How paper timelines, structured postmortems, and a blend of SRE and security practices can turn terrifying outages into powerful learning loops—and dramatically improve your incident response.

The Analog Incident Time Machine: Replaying Scary Outages With Paper Timelines Before They Happen Again

Modern systems fail in very modern ways: distributed, unpredictable, and noisy. But one of the most powerful tools for preventing repeat outages isn’t “modern” at all.

It’s paper.

In a world of dashboards, AI-driven alerts, and endless logs, teams are rediscovering a surprisingly effective practice: printing incidents out into analog, visual timelines and replaying them like a movie. This “incident time machine” lets you step back from the chaos, see what actually happened, and rehearse what you’ll do next time—before the next scary outage hits.

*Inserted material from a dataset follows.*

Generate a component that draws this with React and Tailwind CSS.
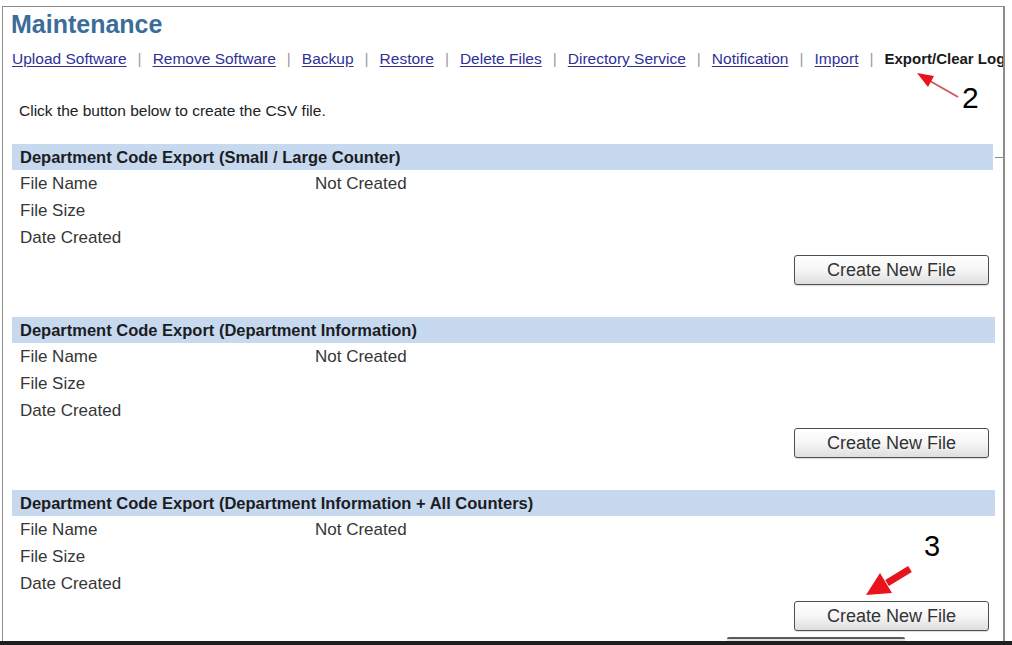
import React from "react";

const navLinks = [
  "Upload Software",
  "Remove Software",
  "Backup",
  "Restore",
  "Delete Files",
  "Directory Service",
  "Notification",
  "Import",
];

const sections = [
  { title: "Department Code Export (Small / Large Counter)", tick: true },
  { title: "Department Code Export (Department Information)" },
  { title: "Department Code Export (Department Information + All Counters)" },
];

const rows = [
  { label: "File Name", value: "Not Created" },
  { label: "File Size", value: "" },
  { label: "Date Created", value: "" },
];

const ExportSection = ({ title, tick, first }) => (
  <div className={first ? "mt-[23px]" : "mt-[32px]"}>
    {/* header bar */}
    <div className="flex items-center">
      <div className="ml-px w-[983px] h-[26px] bg-[#c6d9ee] flex items-center pl-[8px] text-[16.5px] font-bold text-[#1c1c24]">
        {title}
      </div>
      {tick && <div className="ml-[2px] w-[8px] h-px bg-[#8a8a8a]" />}
    </div>

    {rows.map((row) => (
      <div
        key={row.label}
        className="flex h-[27px] leading-[27px] text-[17px] text-[#363636] pl-[9px]"
      >
        <span className="w-[295px]">{row.label}</span>
        <span>{row.value}</span>
      </div>
    ))}

    <div className="flex justify-end w-[978px] mt-[4px]">
      <button className="w-[195px] h-[30px] border border-[#505050] rounded-[3px] bg-linear-to-b from-white via-[#f6f6f6] to-[#dedede] text-[18px] text-[#333] shadow-[0_1px_1px_rgba(0,0,0,0.15)]">
        Create New File
      </button>
    </div>
  </div>
);

export default function App() {
  return (
    <div className="relative w-[1012px] h-[645px] bg-white overflow-hidden font-['Liberation_Sans',Arial,sans-serif]">
      {/* framed page */}
      <div className="ml-[2px] mt-[6px] w-[1003px] h-[635px] border-t border-l border-r-2 border-[#8c8c8c] overflow-hidden pl-[8px]">
        <h1 className="mt-[2px] text-[25px] leading-[30px] font-bold text-[#3a6d98]">
          Maintenance
        </h1>

        <div className="mt-[10px] flex items-center whitespace-nowrap h-[20px] leading-[20px] ml-px">
          {navLinks.map((link) => (
            <React.Fragment key={link}>
              <a href="#" className="text-[15.5px] text-[#2f3196] underline underline-offset-2">
                {link}
              </a>
              <span className="mx-[11px] text-[15.5px] text-[#9a9a9a]">|</span>
            </React.Fragment>
          ))}
          <span className="text-[15px] font-bold text-[#1a1a1a]">Export/Clear Log</span>
        </div>

        <p className="mt-[32px] ml-[8px] text-[15.5px] leading-[20px] text-[#222]">
          Click the button below to create the CSV file.
        </p>

        {sections.map((s, i) => (
          <ExportSection key={s.title} title={s.title} tick={s.tick} first={i === 0} />
        ))}

        {/* top edge of the next, cut-off control */}
        <div className="mt-[6px] ml-[716px] w-[178px] h-[4px] border-t-2 border-[#5a5a5a] bg-[#e4e4e4] rounded-t-[2px]" />
      </div>
      <div className="h-[4px] bg-[#1e1e1e]" />

      {/* annotation overlay */}
      <svg className="absolute inset-0 pointer-events-none" width="1012" height="645">
        <line x1="930" y1="81" x2="958" y2="97" stroke="#d05a5a" strokeWidth="2" />
        <polygon points="917,73 934,76 928,87" fill="#e8141c" />
        <line x1="910" y1="569" x2="887" y2="583" stroke="#e8141c" strokeWidth="7" />
        <polygon points="866,595 892,593 880,573" fill="#e8141c" />
      </svg>
      <div className="absolute left-[962px] top-[83px] text-[30px] leading-[30px] text-black">
        2
      </div>
      <div className="absolute left-[924px] top-[532px] text-[29px] leading-[29px] text-black">
        3
      </div>
    </div>
  );
}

This post explores how structured postmortems, visual timelines, and a blend of Site Reliability Engineering (SRE) and security practices can transform incidents from painful fire drills into reliable learning loops.


Incidents Aren’t Just Problems — They’re Assets

Most teams still treat incidents as something to survive, not something to learn from. The pattern is familiar:

  1. Something breaks.
  2. People scramble to restore service.
  3. Everyone is exhausted.
  4. A quick write-up gets filed and forgotten.

What’s missing is the mindset shift: incidents are investments. You already “paid” for them in customer impact, engineering time, and lost sleep. The only way to get a return is to treat each incident as a structured learning opportunity.

This is where repeatable postmortems and visual timelines come in.


Step 1: Standardize with Structured, Repeatable Postmortems

Ad hoc incident write-ups lead to ad hoc learning. To consistently improve reliability, you need structured templates that capture:

  • What happened

    • Summary of the incident
    • Customer impact
    • Start and end times, affected systems
  • Why it happened

    • Sequence of key events (detections, actions, system changes)
    • Contributing factors and conditions
    • Technical root causes and systemic factors (e.g., unclear runbooks, missing alerts)
  • How to prevent recurrence

    • Concrete, prioritized action items
    • Ownership and due dates
    • Checks to ensure changes are validated (tests, game days, monitoring updates)

A good postmortem template is:

  • Repeatable – You use the same structure every time.
  • Blameless – It focuses on systems and processes, not on “who messed up.”
  • Actionable – It always ends with clearly owned improvements.

When everyone knows what questions will be asked after an incident, they naturally start capturing better data during the incident. That’s the foundation for building your analog time machine.


Step 2: Build a Shared, Visual Incident Timeline

Logs and metrics are necessary, but they’re not the story. During an outage, you have:

  • Alerts firing from several systems
  • People chatting in multiple channels
  • Automated remediations happening silently
  • Manual changes made by humans under pressure

Individually, these are data points. Together, they form a timeline.

A visual incident timeline is a single view that captures:

  • Time-stamped events (alerts, changes, discoveries)
  • Who did what (humans, services, automation)
  • System signals (CPU spikes, latency jumps, error rates)
  • Customer impact milestones (first report, major degradation, recovery)

Digitally, this might live in your incident tool. But for deep learning and practice, paper wins:

  • Print a large strip of paper or use a long whiteboard.
  • Mark time along the horizontal axis.
  • Add sticky notes for key events and observations.
  • Use colors for different categories (alerts, actions, system stats, customer reports, security signals, etc.).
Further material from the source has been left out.